Exercise objective
Count lines holding the word "that". Only the number is wanted.

[START OF Information shown]

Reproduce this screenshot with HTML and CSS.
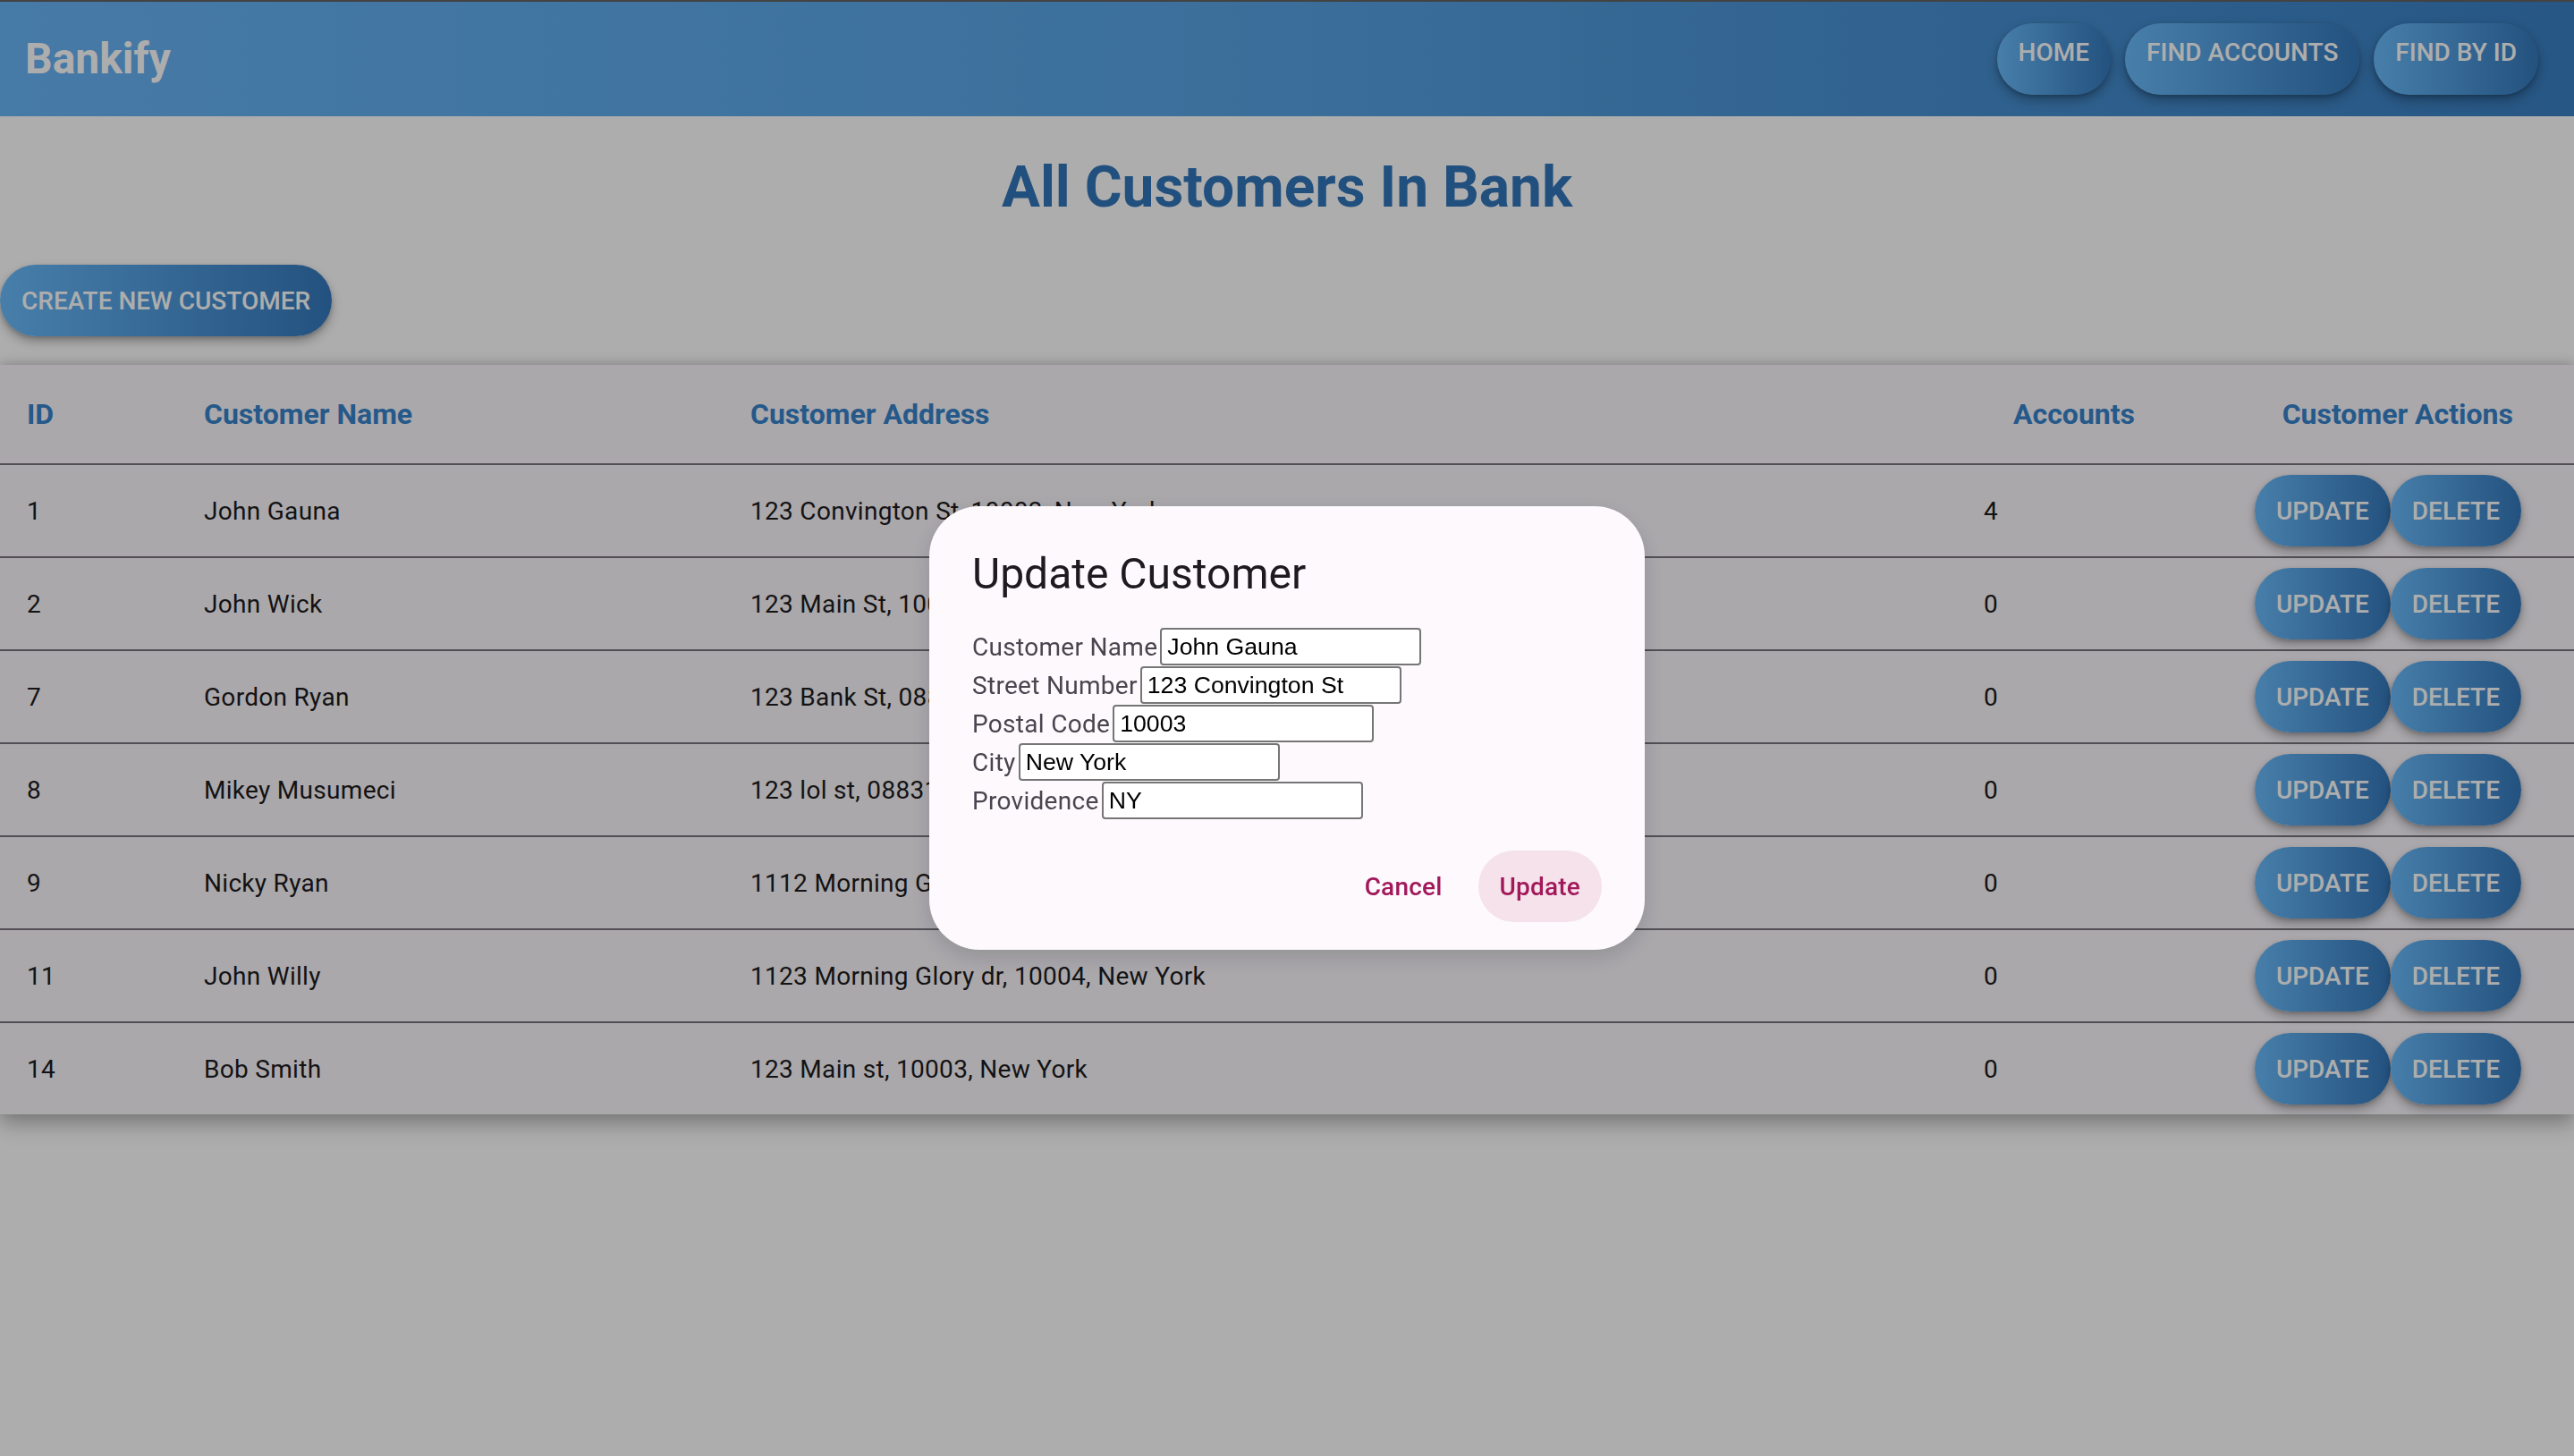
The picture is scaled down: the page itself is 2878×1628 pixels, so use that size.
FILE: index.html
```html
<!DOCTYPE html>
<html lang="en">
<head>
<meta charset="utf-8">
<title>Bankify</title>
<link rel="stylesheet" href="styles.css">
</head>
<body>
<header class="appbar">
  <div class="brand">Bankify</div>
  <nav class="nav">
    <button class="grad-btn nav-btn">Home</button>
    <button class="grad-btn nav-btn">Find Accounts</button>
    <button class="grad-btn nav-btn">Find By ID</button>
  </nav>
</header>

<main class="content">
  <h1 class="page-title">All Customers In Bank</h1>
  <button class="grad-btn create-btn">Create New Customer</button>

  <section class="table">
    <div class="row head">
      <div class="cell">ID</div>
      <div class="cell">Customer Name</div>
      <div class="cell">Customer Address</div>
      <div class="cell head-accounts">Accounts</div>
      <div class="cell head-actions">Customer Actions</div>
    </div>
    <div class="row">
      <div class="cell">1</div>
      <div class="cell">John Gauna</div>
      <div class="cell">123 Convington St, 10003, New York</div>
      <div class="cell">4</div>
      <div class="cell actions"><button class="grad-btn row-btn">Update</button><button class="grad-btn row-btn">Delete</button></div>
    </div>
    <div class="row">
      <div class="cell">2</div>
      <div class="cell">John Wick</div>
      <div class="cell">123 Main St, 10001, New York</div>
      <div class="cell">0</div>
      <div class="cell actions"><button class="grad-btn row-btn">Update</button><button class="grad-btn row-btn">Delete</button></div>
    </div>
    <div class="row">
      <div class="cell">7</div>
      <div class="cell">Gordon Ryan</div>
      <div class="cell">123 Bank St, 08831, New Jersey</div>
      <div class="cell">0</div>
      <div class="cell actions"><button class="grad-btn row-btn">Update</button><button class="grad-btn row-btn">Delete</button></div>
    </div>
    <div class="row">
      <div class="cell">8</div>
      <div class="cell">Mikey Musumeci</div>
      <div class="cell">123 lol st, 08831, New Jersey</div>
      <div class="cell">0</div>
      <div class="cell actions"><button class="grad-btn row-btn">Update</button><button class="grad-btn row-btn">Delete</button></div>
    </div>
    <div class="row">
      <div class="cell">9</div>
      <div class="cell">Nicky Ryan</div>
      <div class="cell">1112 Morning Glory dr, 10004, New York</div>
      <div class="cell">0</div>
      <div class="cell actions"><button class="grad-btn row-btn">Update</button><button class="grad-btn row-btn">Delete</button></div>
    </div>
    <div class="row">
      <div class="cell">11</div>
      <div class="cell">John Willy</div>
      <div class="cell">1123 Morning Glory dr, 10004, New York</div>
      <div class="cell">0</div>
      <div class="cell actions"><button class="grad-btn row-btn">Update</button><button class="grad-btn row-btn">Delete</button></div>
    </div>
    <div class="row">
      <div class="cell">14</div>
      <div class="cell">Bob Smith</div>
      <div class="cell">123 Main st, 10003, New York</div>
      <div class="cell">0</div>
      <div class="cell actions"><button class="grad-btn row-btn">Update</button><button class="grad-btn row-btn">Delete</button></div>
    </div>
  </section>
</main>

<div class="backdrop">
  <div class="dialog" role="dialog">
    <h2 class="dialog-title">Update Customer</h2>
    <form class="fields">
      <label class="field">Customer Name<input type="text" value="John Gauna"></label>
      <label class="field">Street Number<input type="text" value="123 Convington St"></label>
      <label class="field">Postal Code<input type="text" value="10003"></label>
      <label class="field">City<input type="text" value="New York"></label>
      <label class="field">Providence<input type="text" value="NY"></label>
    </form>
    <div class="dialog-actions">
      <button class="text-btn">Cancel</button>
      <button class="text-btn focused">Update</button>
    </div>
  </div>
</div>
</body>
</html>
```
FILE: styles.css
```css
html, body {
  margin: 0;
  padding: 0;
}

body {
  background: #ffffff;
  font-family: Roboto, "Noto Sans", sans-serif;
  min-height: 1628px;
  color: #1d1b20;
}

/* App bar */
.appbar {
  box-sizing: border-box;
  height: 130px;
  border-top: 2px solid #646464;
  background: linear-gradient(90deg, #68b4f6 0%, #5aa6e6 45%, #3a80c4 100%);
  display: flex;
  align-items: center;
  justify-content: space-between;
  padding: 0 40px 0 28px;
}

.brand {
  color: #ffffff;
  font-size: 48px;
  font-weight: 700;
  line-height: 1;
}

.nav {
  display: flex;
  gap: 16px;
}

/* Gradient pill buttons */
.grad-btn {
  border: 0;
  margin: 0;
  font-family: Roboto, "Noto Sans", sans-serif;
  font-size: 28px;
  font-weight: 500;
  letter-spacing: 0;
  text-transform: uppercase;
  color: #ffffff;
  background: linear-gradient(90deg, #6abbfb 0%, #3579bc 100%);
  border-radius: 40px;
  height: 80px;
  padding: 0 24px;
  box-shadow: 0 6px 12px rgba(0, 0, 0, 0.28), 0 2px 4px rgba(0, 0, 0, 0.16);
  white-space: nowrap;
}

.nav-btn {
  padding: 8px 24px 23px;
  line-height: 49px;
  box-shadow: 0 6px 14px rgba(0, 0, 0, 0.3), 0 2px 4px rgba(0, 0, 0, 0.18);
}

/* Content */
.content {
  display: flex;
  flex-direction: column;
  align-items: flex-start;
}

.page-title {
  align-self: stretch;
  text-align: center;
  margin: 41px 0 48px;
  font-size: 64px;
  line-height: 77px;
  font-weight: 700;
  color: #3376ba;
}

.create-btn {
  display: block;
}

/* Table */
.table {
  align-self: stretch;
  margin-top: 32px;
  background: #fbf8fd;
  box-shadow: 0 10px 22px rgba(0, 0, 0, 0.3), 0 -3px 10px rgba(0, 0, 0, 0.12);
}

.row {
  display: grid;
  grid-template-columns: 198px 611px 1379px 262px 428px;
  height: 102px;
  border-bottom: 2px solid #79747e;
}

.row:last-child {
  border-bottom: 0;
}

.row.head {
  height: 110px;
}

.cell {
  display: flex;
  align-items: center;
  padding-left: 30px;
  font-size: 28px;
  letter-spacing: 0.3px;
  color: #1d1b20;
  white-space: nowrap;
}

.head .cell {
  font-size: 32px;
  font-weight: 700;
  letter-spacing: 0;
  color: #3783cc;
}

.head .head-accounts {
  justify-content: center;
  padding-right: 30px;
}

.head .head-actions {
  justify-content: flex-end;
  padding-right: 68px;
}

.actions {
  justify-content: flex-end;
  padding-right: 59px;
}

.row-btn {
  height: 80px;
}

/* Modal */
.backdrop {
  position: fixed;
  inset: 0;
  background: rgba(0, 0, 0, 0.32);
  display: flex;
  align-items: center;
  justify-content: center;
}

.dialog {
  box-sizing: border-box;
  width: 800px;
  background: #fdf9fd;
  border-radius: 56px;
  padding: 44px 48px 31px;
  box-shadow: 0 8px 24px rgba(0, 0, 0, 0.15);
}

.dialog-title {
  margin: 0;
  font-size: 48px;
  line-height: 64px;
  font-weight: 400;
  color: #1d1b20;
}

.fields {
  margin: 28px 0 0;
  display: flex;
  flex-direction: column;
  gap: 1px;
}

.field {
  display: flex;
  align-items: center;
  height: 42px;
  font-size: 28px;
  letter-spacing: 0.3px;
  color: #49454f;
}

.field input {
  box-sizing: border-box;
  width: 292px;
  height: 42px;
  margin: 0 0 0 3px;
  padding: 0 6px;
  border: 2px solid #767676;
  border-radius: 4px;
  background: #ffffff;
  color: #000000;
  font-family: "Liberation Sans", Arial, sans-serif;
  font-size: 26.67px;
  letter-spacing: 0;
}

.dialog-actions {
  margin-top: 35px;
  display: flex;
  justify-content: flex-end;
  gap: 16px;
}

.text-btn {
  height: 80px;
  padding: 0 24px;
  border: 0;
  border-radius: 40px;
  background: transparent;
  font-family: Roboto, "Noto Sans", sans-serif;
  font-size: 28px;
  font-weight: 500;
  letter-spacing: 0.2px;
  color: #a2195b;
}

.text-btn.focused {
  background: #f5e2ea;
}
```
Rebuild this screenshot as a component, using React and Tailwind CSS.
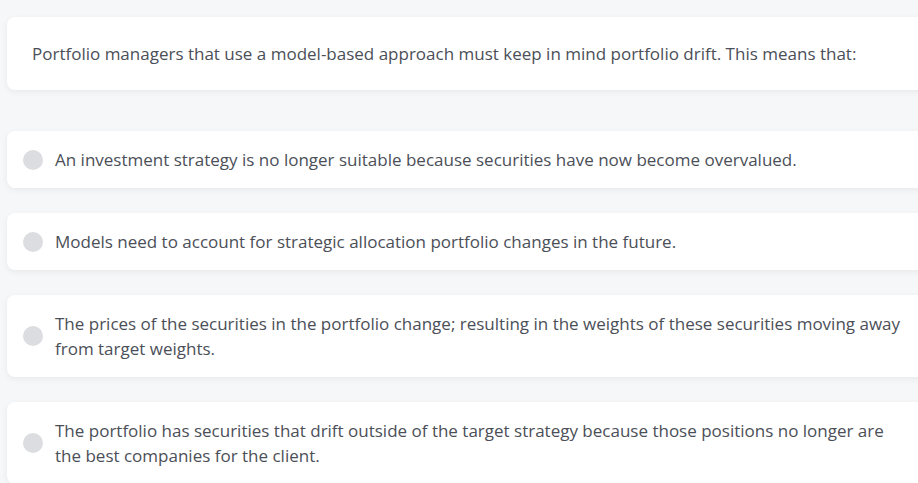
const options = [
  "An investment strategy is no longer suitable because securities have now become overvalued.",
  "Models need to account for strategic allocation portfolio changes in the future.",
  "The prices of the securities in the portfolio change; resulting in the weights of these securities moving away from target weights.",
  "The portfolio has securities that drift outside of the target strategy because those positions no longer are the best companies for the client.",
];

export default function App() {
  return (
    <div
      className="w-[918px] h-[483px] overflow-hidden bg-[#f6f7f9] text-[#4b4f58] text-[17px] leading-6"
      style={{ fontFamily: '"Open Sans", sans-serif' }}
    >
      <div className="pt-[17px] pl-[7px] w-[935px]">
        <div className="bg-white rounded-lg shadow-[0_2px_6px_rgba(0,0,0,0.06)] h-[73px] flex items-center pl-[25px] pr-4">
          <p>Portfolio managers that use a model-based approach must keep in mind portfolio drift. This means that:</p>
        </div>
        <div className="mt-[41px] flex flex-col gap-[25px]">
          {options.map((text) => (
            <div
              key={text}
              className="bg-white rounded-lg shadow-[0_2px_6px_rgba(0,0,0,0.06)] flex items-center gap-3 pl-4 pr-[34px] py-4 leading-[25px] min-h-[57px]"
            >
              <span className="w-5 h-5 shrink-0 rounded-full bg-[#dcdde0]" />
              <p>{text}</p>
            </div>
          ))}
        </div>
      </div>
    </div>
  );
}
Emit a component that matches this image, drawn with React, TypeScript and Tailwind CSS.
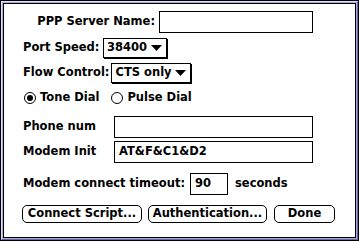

[END OF Information shown]

Result
4